À la suite d’une catastrophe survenue en 2101, la température sur terre atteint 60 degrés. Les humains ne peuvent plus vivre sans tenue de protection et les femmes ne peuvent plus enfanter sans perdre la vie. Alors qu’elle est amoureuse de Taschko, dont le corps entièrement brûlé ne peut plus être touché, Pagona se retrouve enceinte d’un autre homme. Malgré les risques, elle décide de mener la grossesse à terme. Elle parle à l’enfant qu’elle porte, la poésie devenant la meilleure arme contre la violence du monde.

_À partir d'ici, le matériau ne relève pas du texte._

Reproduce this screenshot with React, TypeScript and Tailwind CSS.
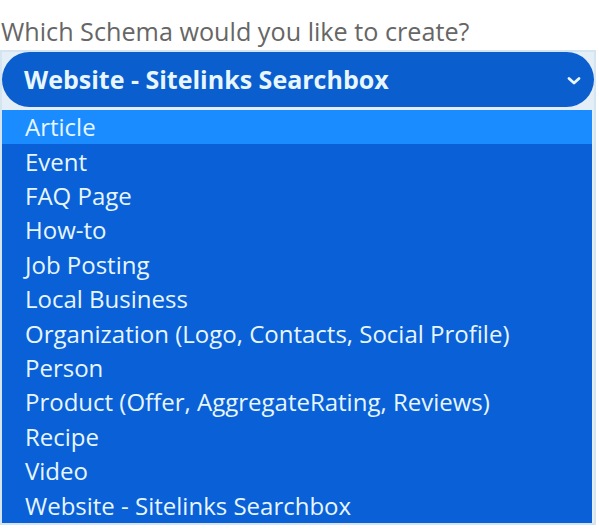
import React from "react";

const options = [
  "Article",
  "Event",
  "FAQ Page",
  "How-to",
  "Job Posting",
  "Local Business",
  "Organization (Logo, Contacts, Social Profile)",
  "Person",
  "Product (Offer, AggregateRating, Reviews)",
  "Recipe",
  "Video",
  "Website - Sitelinks Searchbox",
];

export default function App() {
  return (
    <div
      className="w-[599px] h-[529px] bg-white overflow-hidden"
      style={{ fontFamily: '"Open Sans", "Noto Sans", sans-serif' }}
    >
      <div className="pt-[16px] pl-[1px] text-[25.2px] leading-[30px] text-[#666666]">
        Which Schema would you like to create?
      </div>
      <div className="mt-[4px] w-[596px] border-[2px] border-[#d4e4f0] bg-[#e4eef6]">
        <div className="h-[55px] rounded-full bg-[#0b5ece] flex items-center justify-between pl-[22px] pr-[12px]">
          <span className="text-[25px] font-bold text-[#e8f7ff]">
            Website - Sitelinks Searchbox
          </span>
          <svg width="16" height="11" viewBox="0 0 16 11" className="mt-[2px]">
            <path
              d="M3 3.5 L8 8 L13 3.5"
              fill="none"
              stroke="#e8f7ff"
              strokeWidth="2.8"
              strokeLinecap="round"
              strokeLinejoin="round"
            />
          </svg>
        </div>
        <div className="mt-[3px] bg-[#0a60d6] mr-[2px]">
          {options.map((o, i) => (
            <div
              key={o}
              className={`h-[34.4px] flex items-center pl-[23px] text-[24px] text-[#e6f6ff] ${
                i === 0 ? "bg-[#1a8cff]" : ""
              }`}
            >
              {o}
            </div>
          ))}
        </div>
      </div>
    </div>
  );
}
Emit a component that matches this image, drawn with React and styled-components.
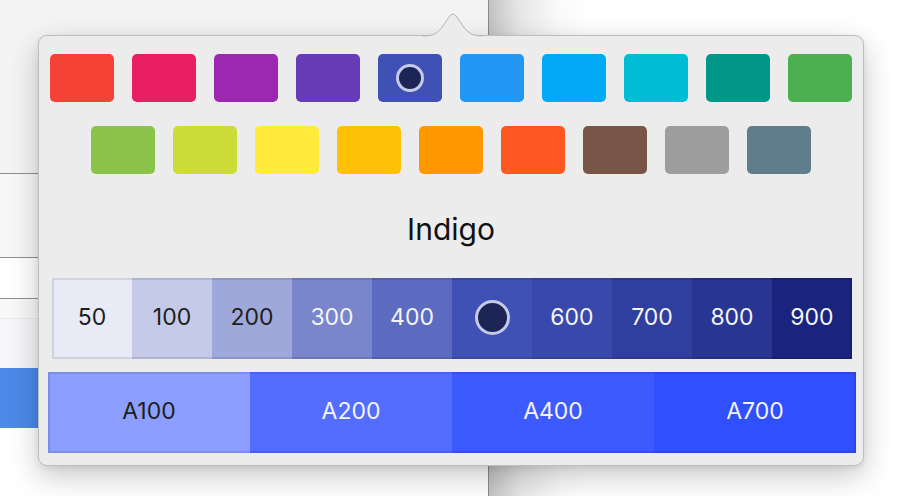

J’ai toujours aimé travailler l’alliance de la littérature et de la musique. La forme de la musique-fiction est particulièrement stimulante, car elle propose une nouvelle façon d’articuler le texte, la musique et l’espace. Il est enthousiasmant de penser avec la compositrice Núria Giménez-Comas une conduite de la fiction, des événements, des accélérations, des bouleversements, pris en charge à la fois par la musique et par les textes. Dans ce monde de 2175, les êtres ne peuvent se déplacer à l’air libre sans combinaison de protection : le corps est absent mais objet de désir permanent ; le texte, très visuel, travaille sur des images, la référence au cinéma est permanente. La musique-fiction permet de travailler la sensualité de la voix, en sollicitant, par la composition sonore, l’imaginaire du spectateur. Le texte d’Anja Hilling obéit à un système dramaturgique assez précis, alternant un récit poétique, adressé par Pagona à son enfant qui va naître, et des flash-back racontant l’histoire du trio formé par Pagona, Posch et Taschko. L’enjeu est donc de « traduire » ensemble ce dispositif et de penser une dramaturgie commune au texte et à la musique, en plongeant le spectateur dans un véritable rapport de proximité à la voix, comme « in utero » et en spatialisant les scènes, avec différents codes de jeu, des instruments qui se font le relais des personnages, des tableaux qui se font bande-son, avec une musique, qui, comme en 2175, recrée la nature à partir du synthétique, et fait entendre la peau.
Anne Monfort
Le texte d’Anja Hilling est fortement ancré dans le monde sonore, c’est aussi un texte très poétique qui m’impressionne fortement et traite de la capacité d’adaptation de l’être humain, après une catastrophe écologique mondiale. Le format immersif des Musiques-Fictions nous permet de travailler sur une construction de la dramaturgie sonore dans le temps et dans un espace tridimensionnel très riche. Des recherches sonores me paraissent essentielles : d’un côté, un travail sur la lumière et la chaleur comme métaphores du bouleversement, de la perte, de la nostalgie. De l’autre, une prise en compte de l’impossibilité du toucher, avec la présence du désir et l’intensité des relations dans un monde dystopique où il deviendrait impossible de se toucher. Le fait que les êtres humains se soient adaptés à ce monde d’après la catastrophe en recréant tout de manière artificielle m’a donné l’idée de recréer tous les sons naturels au moyen de différents types de synthèse et d’élaborer ainsi des paysages sonores synthétiques et enveloppants, en trois dimensions.
Núria Giménes-Comaz
Note de programme des représentations du 18 au 25 juin 2022 au T2G Théâtre de Gennevilliers.